La France insoumise peaufine la stratégie du « 4e bloc »[3]

 

 

Les conclusions de l’essai de Julia Cagé et Thomas Piketty sur l’importance du critère de classe dans le vote et le retard du « bloc social-écologique » dans les classes populaires rurales alimentent les réflexions et les controverses d’une gauche en recherche d’une stratégie victorieuse.

 

 

Source : Médiapart extrait | mis à jour le 14/12/2023

- Le 20 septembre, Jean-Luc Mélenchon ne boudait pas son plaisir d’accueillir Julia Cagé et Thomas Piketty dans un amphithéâtre rempli au Conservatoire national des arts et métiers (Cnam), à Paris, pour une conférence de l’Institut La Boétie (ILB), qu’il copréside.

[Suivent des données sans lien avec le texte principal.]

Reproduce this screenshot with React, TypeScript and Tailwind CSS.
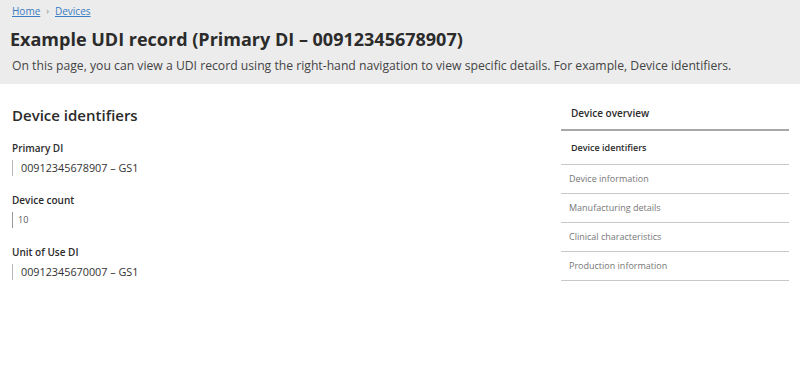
import React from "react";

const navItems = [
  "Device information",
  "Manufacturing details",
  "Clinical characteristics",
  "Production information",
];

export default function App() {
  return (
    <div className="w-[800px] h-[366px] bg-white text-[#333]" style={{ fontFamily: '"Open Sans", "Noto Sans", sans-serif' }}>
      <header className="bg-[#ececec] h-[84px] px-[12px] pt-[4px]">
        <nav className="flex items-center gap-[6px] text-[10px] leading-[14px]">
          <a className="text-[#3a7dc4] underline">Home</a>
          <span className="text-[#888] text-[9px]">›</span>
          <a className="text-[#3a7dc4] underline">Devices</a>
        </nav>
        <h1 className="ml-[-2px] mt-[9px] text-[18px] leading-[24px] font-bold text-[#2b2b2b]">
          Example UDI record (Primary DI – 00912345678907)
        </h1>
        <p className="mt-[7px] text-[12.2px] leading-[16px] text-[#444]">
          On this page, you can view a UDI record using the right-hand navigation to view specific details. For example, Device identifiers.
        </p>
      </header>
      <main className="flex pl-[12px] pr-[11px] pt-[20px]">
        <section className="flex-1">
          <h2 className="text-[15px] leading-[22px] font-semibold text-[#2b2b2b]">Device identifiers</h2>
          <dl className="mt-[15px]">
            <dt className="text-[10px] leading-[14px] font-semibold text-[#2b2b2b]">Primary DI</dt>
            <dd className="mt-[5px] border-l border-[#bbb] pl-[8px] text-[10.8px] leading-[16px] text-[#333]">00912345678907 – GS1</dd>
            <dt className="mt-[17px] text-[10px] leading-[14px] font-semibold text-[#2b2b2b]">Device count</dt>
            <dd className="mt-[5px] border-l border-[#999] pl-[5px] text-[9px] leading-[16px] text-[#555]">10</dd>
            <dt className="mt-[17px] text-[10px] leading-[14px] font-semibold text-[#2b2b2b]">Unit of Use DI</dt>
            <dd className="mt-[5px] border-l border-[#bbb] pl-[8px] text-[10.8px] leading-[16px] text-[#333]">00912345670007 – GS1</dd>
          </dl>
        </section>
        <aside className="w-[228px] mt-[-20px]">
          <div className="h-[47px] flex items-center pl-[10px] pt-[14px] text-[10px] font-semibold text-[#2b2b2b] border-b-2 border-[#a8a8a8]">
            Device overview
          </div>
          <div className="h-[34px] flex items-center pl-[10px] text-[9px] font-semibold text-[#2b2b2b] border-b border-[#c8c8c8]">
            Device identifiers
          </div>
          {navItems.map((t) => (
            <div key={t} className="h-[29px] flex items-center pl-[8px] text-[9px] text-[#777] border-b border-[#c8c8c8]">
              {t}
            </div>
          ))}
        </aside>
      </main>
    </div>
  );
}
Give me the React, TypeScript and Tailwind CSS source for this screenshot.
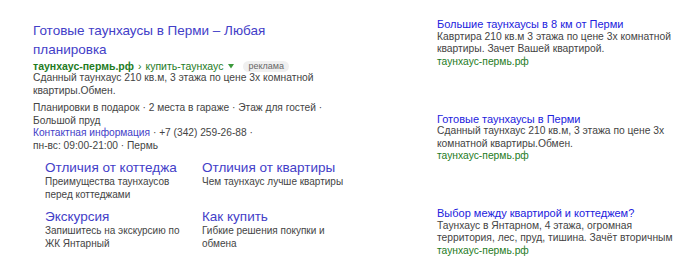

« Vous êtes ici, en quelque sorte, chez vous », a-t-il lancé aux coauteurs de l’essai de la rentrée, " Une histoire du conflit politique (Seuil) ", précisant que s’il n’y a pas de compagnonnage politique entre eux et La France insoumise (LFI), au moins y a-t-il une parenté de pensée : « Les Insoumis et les Insoumises pensent que l’analyse électorale est un enjeu idéologique. »

 

Dans leur somme de 851 pages, les deux économistes décortiquent les résultats de 12 élections présidentielles et 41 élections législatives, de 1789 à 2022, dans les 36 000 communes de France. Un travail qui ne pouvait donc qu’intéresser les Insoumis. Par la quantité de données analysées, révélant les failles et les marges de progression de chaque bloc politique, les deux économistes se sont de fait quasiment convertis en oracles de la gauche. Leurs conclusions – sur le caractère plus déterminant que jamais de la classe sociale dans le vote, la marge de progression du bloc social-écologique dans les classes populaires rurales et le potentiel retour d’une bipolarisation gauche/droite – ont de quoi rendre le camp mélenchoniste optimiste.

 

 

- Mais des nuances sur la stratégie électorale qui découle des enseignements du livre se dessinent.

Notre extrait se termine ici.